AMD occurs when the retina breaks down. The disease, which has no cure, can progress rapidly and is an ideal testing ground for iPS cell therapy.

"If you had to transplant cells, the best place in the body is the eye," explains Dr. Derek van der Kooy, a stem-cell researcher at the Donnelly Centre, University of Toronto. Among other things, retinal transplants are routine, and the eye tolerates grafts of new tissue better than other parts of the body. Retinal cells grow very efficiently too, reducing the chance that the transplant might include any leftover stem cells that could keep growing and cause cancer.

In November, 2013, a team of doctors and scientists led by Dr. Masayo Takahashi at the Riken Center for Developmental Biology (CDB) in Kobe scraped a tiny layer of skin from the patient's arm. They then inserted into the skin cells a cocktail of genes, normally found in embryos, to make them start behaving like stem cells. Next, they used molecular tricks to coax these stem cells to turn on retinal genes and make retinal tissue. It took 10 months to produce the retina that was of a desired quality and safe to transplant. In a two-hour operation, the patient received her new retina and was sent home six days later.

Still, there are significant safety concerns regarding this kind of therapy. Scientists do not fully understand how the introduced stem-cell genes work to turn a skin cell into a dividing iPS cell. While this generates an endless source of stem cells, there is a worry that these dividing cells could turn into cancer. "You only need one stem cell left in the graft that could lead to cancer," SickKids's Rossant warns.

And, in a tragic sidelight, CDB's deputy director killed himself only a few weeks before the procedure, after the centre had to retract two papers published in the journal Nature amid accusations of scientific misconduct. Nonetheless, the Riken Center remains highly regarded for its "fantastic" research, Rossant says.

If found safe and effective, this new treatment for AMD could be widely available in 2020, according to the Riken Center.

The world's stem-cell community is keen to see the next phase of this research.

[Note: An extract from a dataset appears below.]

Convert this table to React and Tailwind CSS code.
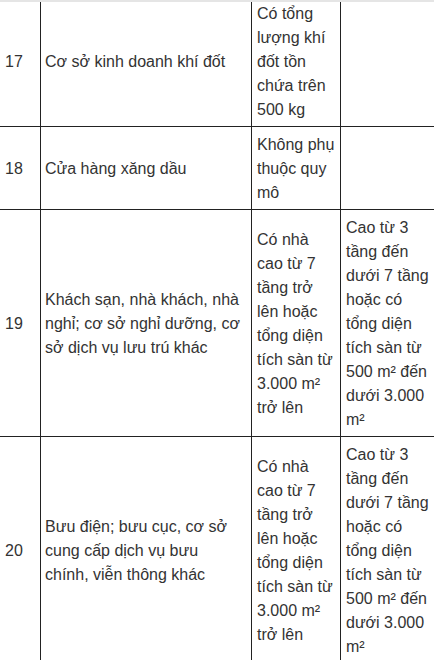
import React from "react";

const rows = [
  {
    n: "17",
    name: "Cơ sở kinh doanh khí đốt",
    a: "Có tổng lượng khí đốt tồn chứa trên 500 kg",
    b: "",
  },
  {
    n: "18",
    name: "Cửa hàng xăng dầu",
    a: "Không phụ thuộc quy mô",
    b: "",
  },
  {
    n: "19",
    name: "Khách sạn, nhà khách, nhà nghỉ; cơ sở nghỉ dưỡng, cơ sở dịch vụ lưu trú khác",
    a: "Có nhà cao từ 7 tầng trở lên hoặc tổng diện tích sàn từ 3.000 m² trở lên",
    b: "Cao từ 3 tầng đến dưới 7 tầng hoặc có tổng diện tích sàn từ 500 m² đến dưới 3.000 m²",
  },
  {
    n: "20",
    name: "Bưu điện; bưu cục, cơ sở cung cấp dịch vụ bưu chính, viễn thông khác",
    a: "Có nhà cao từ 7 tầng trở lên hoặc tổng diện tích sàn từ 3.000 m² trở lên",
    b: "Cao từ 3 tầng đến dưới 7 tầng hoặc có tổng diện tích sàn từ 500 m² đến dưới 3.000 m²",
  },
];

export default function App() {
  return (
    <div
      className="w-[434px] h-[660px] overflow-hidden bg-white border-t-2 border-[#e5e5e5] text-[#333] text-[16px] leading-[24px]"
      style={{ fontFamily: '"Liberation Sans", Arial, sans-serif' }}
    >
      <div className="w-[436px] -mt-[6px]">
        {rows.map((r) => (
          <div
            key={r.n}
            className="grid grid-cols-[41px_211px_89px_95px] border-b border-[#222]"
          >
            <div className="flex flex-col justify-center border-r border-[#222] pl-[5px] pr-[4px] pt-[6px] pb-[4px]">
              {r.n}
            </div>
            <div className="flex flex-col justify-center border-r border-[#222] pl-[4px] pr-[5px] pt-[6px] pb-[4px]">
              {r.name}
            </div>
            <div className="flex flex-col justify-center border-r border-[#222] px-[5px] pt-[6px] pb-[4px]">
              {r.a}
            </div>
            <div className="flex flex-col justify-center border-r border-[#222] px-[5px] pt-[6px] pb-[4px]">
              {r.b}
            </div>
          </div>
        ))}
      </div>
    </div>
  );
}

Scientists across the world are using iPS cells to grow balls of tissue that strikingly resemble organs, such as kidney or liver. The next challenge is to fine-tune these into working organs that could then be used for transplants. This could revolutionize replacement therapy, eliminating organ waiting lists, powerful immunosuppressant drugs and fears of organ rejection.

Dr. Jovana Drinjakovic is a neuroscientist and a Fellow in Global Journalism at the Munk School in the University of Toronto.